Dynamical decoupling in interacting systems: applications to signal-enhanced hyperpolarized readout

Abstract: Methods that preserve coherence broadly impact all quantum information processing and metrology applications. Dynamical decoupling methods accomplish this by protecting qubits in noisy environments but are typically constrained to the limit where the qubits themselves are non-interacting. Here we consider the alternate regime wherein the inter-qubit couplings are of the same order as dephasing interactions with the environment. We propose and demonstrate a multi-pulse protocol that protects transverse spin states by suitably Hamiltonian engineering the inter-spin coupling while simultaneously suppressing dephasing noise on the qubits.
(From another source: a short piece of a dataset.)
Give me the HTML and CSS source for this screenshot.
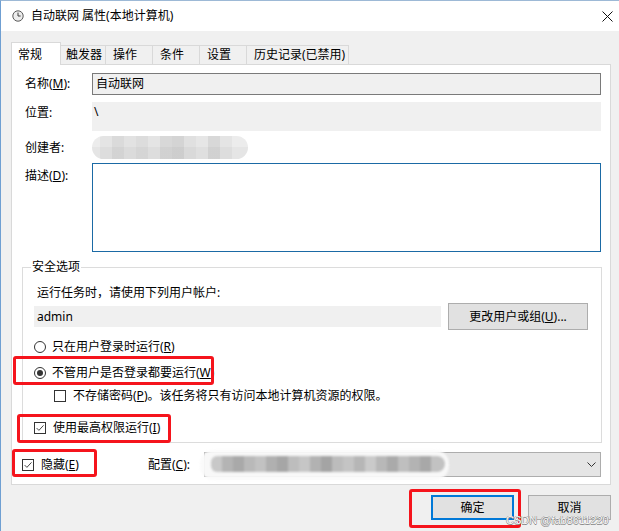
FILE: index.html
```html
<!DOCTYPE html>
<html lang="zh-CN">
<head>
<meta charset="utf-8">
<title>自动联网 属性(本地计算机)</title>
<link rel="stylesheet" href="styles.css">
</head>
<body>
<div class="window">
  <div class="titlebar">
    <svg class="app-icon" viewBox="0 0 12 12" aria-hidden="true">
      <circle cx="6" cy="6" r="5.2" fill="#ececec" stroke="#5a5a5a" stroke-width="1"/>
      <path d="M6 2.6 V6 H8.6" fill="none" stroke="#3a3a3a" stroke-width="1"/>
    </svg>
    <span class="title">自动联网 属性(本地计算机)</span>
    <svg class="close" viewBox="0 0 11 11" aria-hidden="true">
      <path d="M0.5 0.5 L10.5 10.5 M10.5 0.5 L0.5 10.5" stroke="#111" stroke-width="1" fill="none"/>
    </svg>
  </div>

  <div class="client">
    <div class="tabs">
      <div class="tab active">常规</div>
      <div class="tab t-trig">触发器</div>
      <div class="tab t-mid">操作</div>
      <div class="tab t-mid">条件</div>
      <div class="tab t-mid">设置</div>
      <div class="tab t-hist">历史记录(已禁用)</div>
    </div>

    <div class="panel">
      <div class="row row-name">
        <span class="lbl">名称(<u>M</u>):</span>
        <div class="field name-field">自动联网</div>
      </div>
      <div class="row row-loc">
        <span class="lbl lbl-top">位置:</span>
        <div class="field loc-field">\</div>
      </div>
      <div class="row row-creator">
        <span class="lbl">创建者:</span>
        <div class="creator-blur"></div>
      </div>
      <div class="row row-desc">
        <span class="lbl lbl-desc">描述(<u>D</u>):</span>
        <div class="field desc-box"></div>
      </div>

      <fieldset class="group">
        <legend>安全选项</legend>
        <div class="gbody">
          <div class="g-text">运行任务时，请使用下列用户帐户:</div>
          <div class="g-user">
            <div class="user-field">admin</div>
            <button class="btn change">更改用户或组(<u>U</u>)...</button>
          </div>
          <div class="opt r1"><span class="radio"></span>只在用户登录时运行(<u>R</u>)</div>
          <div class="opt r2"><span class="radio on"></span>不管用户是否登录都要运行(<u>W</u>)</div>
          <div class="opt c1"><span class="check"></span>不存储密码(<u>P</u>)。该任务将只有访问本地计算机资源的权限。</div>
          <div class="opt c2"><span class="check"><svg viewBox="0 0 11 11" aria-hidden="true"><path d="M1.8 5.6 L4.3 8.1 L9.4 2.6" fill="none" stroke="#333" stroke-width="1"/></svg></span>使用最高权限运行(<u>I</u>)</div>
        </div>
      </fieldset>

      <div class="bottom-row">
        <div class="opt hide-opt"><span class="check"><svg viewBox="0 0 11 11" aria-hidden="true"><path d="M1.8 5.6 L4.3 8.1 L9.4 2.6" fill="none" stroke="#333" stroke-width="1"/></svg></span>隐藏(<u>E</u>)</div>
        <span class="cfg-label">配置(<u>C</u>):</span>
        <div class="combo">
          <div class="combo-blur"><div class="combo-mosaic"></div></div>
          <svg class="chev" viewBox="0 0 9 5" aria-hidden="true"><path d="M0.5 0.5 L4.5 4.5 L8.5 0.5" fill="none" stroke="#333" stroke-width="1"/></svg>
        </div>
      </div>
    </div>

    <div class="buttons">
      <button class="btn dlg default">确定</button>
      <button class="btn dlg">取消</button>
    </div>
  </div>
</div>

<div class="mark m1"></div>
<div class="mark m2"></div>
<div class="mark m3"></div>
<div class="mark m4"></div>
<div class="watermark">CSDN @fab8611220</div>
</body>
</html>
```

FILE: styles.css
```css
* { box-sizing: border-box; }
html, body { margin: 0; padding: 0; }
body {
  width: 619px;
  height: 531px;
  overflow: hidden;
  position: relative;
  background: #f0f0f0;
  font-family: "Noto Sans", "Noto Sans CJK SC", sans-serif;
  font-size: 12px;
  color: #000;
}
u { text-decoration: underline; text-underline-offset: 1px; }

.window {
  height: 531px;
  border-left: 1px solid #6f9fd2;
  border-top: 1px solid #9db9d6;
  background: #f0f0f0;
}

.titlebar {
  height: 30px;
  background: #fff;
  display: flex;
  align-items: center;
  padding: 0 6px 0 11px;
}
.app-icon { width: 12px; height: 12px; margin-right: 7px; flex-shrink: 0; }
.title { flex: 1; line-height: 16px; }
.close { width: 11px; height: 11px; }

.client { padding: 11px 8px 0 10px; }

.tabs {
  display: flex;
  align-items: flex-end;
  height: 22px;
}
.tab {
  line-height: 16px;
  background: #f0f0f0;
  border-top: 1px solid #d9d9d9;
  border-right: 1px solid #d9d9d9;
  height: 19px;
  padding: 1px 0 0 6px;
  white-space: nowrap;
}
.tab.active {
  position: relative;
  z-index: 1;
  width: 50px;
  height: 23px;
  margin-bottom: -1px;
  background: #fff;
  border-left: 1px solid #d9d9d9;
  padding: 4px 0 0 6px;
}
.t-trig { width: 45px; padding-left: 5px; }
.t-mid { width: 47px; padding-left: 7px; }
.t-hist { width: 102px; padding-left: 7px; }

.panel {
  background: #fff;
  border: 1px solid #d9d9d9;
  padding: 8px 8px 7px 10px;
}

.row { display: flex; }
.lbl { width: 70px; flex-shrink: 0; padding-left: 3px; line-height: 16px; }
.field { flex: 1; margin-right: 1px; }

.row-name { height: 22px; align-items: center; }
.name-field {
  height: 22px;
  border: 1px solid #7a7a7a;
  background: #f0f0f0;
  padding-left: 3px;
  line-height: 20px;
}

.row-loc { margin-top: 7px; height: 29px; align-items: flex-start; }
.lbl-top { padding-top: 3px; }
.loc-field {
  height: 29px;
  background: #f0f0f0;
  padding: 2px 2px 0 2px;
  line-height: 16px;
}

.row-creator { margin-top: 5px; height: 23px; align-items: center; }
.creator-blur {
  width: 156px;
  height: 23px;
  border-radius: 12px;
  background:
    linear-gradient(180deg, rgba(255,255,255,0.0) 0 50%, rgba(0,0,0,0.03) 50% 100%),
    linear-gradient(90deg,
      #ececec 0 8px, #e4e4e4 8px 20px, #dadada 20px 32px, #e2e2e2 32px 44px,
      #dcdcdc 44px 56px, #e4e4e4 56px 68px, #d8d8d8 68px 80px, #d4d4d4 80px 92px,
      #e0e0e0 92px 104px, #e6e6e6 104px 116px, #d8d8d8 116px 128px, #e4e4e4 128px 140px, #ececec 140px 156px);
  filter: blur(0.6px);
}

.row-desc { margin-top: 4px; height: 89px; align-items: flex-start; }
.lbl-desc { padding-top: 5px; }
.desc-box {
  height: 89px;
  border: 1px solid #1b6aa5;
  background: #fff;
}

.group {
  margin: 7px 0 0 0;
  border: 1px solid #dcdcdc;
  padding: 8px 12px 4px 0;
  min-width: 0;
}
.group legend {
  margin-left: 8px;
  padding: 0 1px;
  line-height: 16px;
}
.gbody { padding-left: 11px; }

.g-text { line-height: 20px; height: 20px; padding-left: 3px; }
.g-user {
  display: flex;
  align-items: center;
  gap: 7px;
  height: 27px;
}
.user-field {
  width: 407px;
  height: 21px;
  background: #f0f0f0;
  padding-left: 3px;
  line-height: 21px;
}

.btn {
  font-family: inherit;
  font-size: 12px;
  color: #000;
  background: #e1e1e1;
  border: 1px solid #adadad;
  padding: 0;
  margin: 0;
  line-height: 16px;
}
.change { width: 140px; height: 27px; }

.opt {
  display: flex;
  align-items: center;
  height: 20px;
  line-height: 16px;
  white-space: nowrap;
}
.r1 { margin-top: 7px; }
.r2 { margin-top: 6px; }
.c1 { margin-top: 3px; padding-left: 20px; }
.c2 { margin-top: 12px; }

.radio {
  width: 12px;
  height: 12px;
  border: 1px solid #333;
  border-radius: 50%;
  background: #fff;
  margin-right: 6px;
  display: flex;
  align-items: center;
  justify-content: center;
  flex-shrink: 0;
}
.radio.on::after {
  content: "";
  width: 6px;
  height: 6px;
  border-radius: 50%;
  background: #333;
}
.check {
  width: 12px;
  height: 12px;
  border: 1px solid #333;
  background: #fff;
  margin-right: 7px;
  flex-shrink: 0;
  display: flex;
}
.check svg { width: 10px; height: 10px; }

.bottom-row {
  display: flex;
  align-items: center;
  height: 25px;
  margin-top: 9px;
}
.hide-opt { width: 126px; }
.cfg-label { width: 56px; line-height: 16px; }
.combo {
  flex: 1;
  margin-right: 1px;
  height: 25px;
  border: 1px solid #adadad;
  background: #e5e5e5;
  position: relative;
  display: flex;
  align-items: center;
  justify-content: flex-end;
  padding-right: 4px;
}
.chev { width: 9px; height: 5px; }
.combo-blur {
  position: absolute;
  left: -5px;
  top: -3px;
  width: 249px;
  height: 30px;
  border-radius: 14px;
  background: rgba(250,250,250,0.92);
  filter: blur(0.8px);
}
.combo-mosaic {
  position: absolute;
  left: 11px;
  top: 6px;
  width: 234px;
  height: 16px;
  border-radius: 6px 8px 8px 6px;
  background: linear-gradient(90deg,
    #c8c8c8 0 11px, #b4b4b4 11px 22px, #a9a9a9 22px 33px, #b9b9b9 33px 44px,
    #c2c2c2 44px 55px, #b0b0b0 55px 66px, #a6a6a6 66px 77px, #bdbdbd 77px 88px,
    #c6c6c6 88px 99px, #b2b2b2 99px 110px, #a4a4a4 110px 121px, #bcbcbc 121px 132px,
    #c4c4c4 132px 143px, #b6b6b6 143px 154px, #cacaca 154px 165px, #b8b8b8 165px 176px,
    #aaaaaa 176px 187px, #bfbfbf 187px 198px, #b3b3b3 198px 209px, #a8a8a8 209px 220px,
    #c2c2c2 220px 234px);
}

.buttons {
  display: flex;
  justify-content: flex-end;
  gap: 14px;
  margin-top: 10px;
}
.dlg { width: 83px; height: 25px; }
.default { border: 2px solid #0078d7; }

.mark {
  position: absolute;
  border: 3px solid #f5141c;
  border-radius: 3px;
}
.m1 { left: 13px; top: 356px; width: 201px; height: 29px; }
.m2 { left: 17px; top: 414px; width: 154px; height: 29px; }
.m3 { left: 12px; top: 449px; width: 85px; height: 28px; }
.m4 { left: 409px; top: 489px; width: 112px; height: 39px; }

.watermark {
  position: absolute;
  left: 506px;
  top: 514px;
  font-family: "Liberation Sans", sans-serif;
  font-size: 11px;
  line-height: 13px;
  color: #fafafa;
  text-shadow: 0.5px 0 0 #8a8a8a, -0.5px 0 0 #8a8a8a, 0 0.5px 0 #8a8a8a, 0 -0.5px 0 #8a8a8a;
  white-space: nowrap;
}
```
We benchmark the method on 13C nuclear spin qubits in diamond, dipolar coupled to each other and embedded in a noisy electronic spin bath, and hyperpolarized via optically pumped NV centers. We observe effective state lifetimes of 13C nuclei $T_2^{\prime}\approx$2.5s at room temperature, an extension of over 4700-fold over the conventional $T_2^{\ast}$ free induction decay. The spins are continuously interrogated during the applied quantum control, resulting in 13C NMR line narrowing and an $>$500-fold boost in SNR due to the lifetime extension. Together with hyperpolarization spin interrogation is accelerated by $>10^{11}$ over conventional 7T NMR. This work suggests strategies for the dynamical decoupling of coupled qubit systems with applications in a variety of experimental platforms.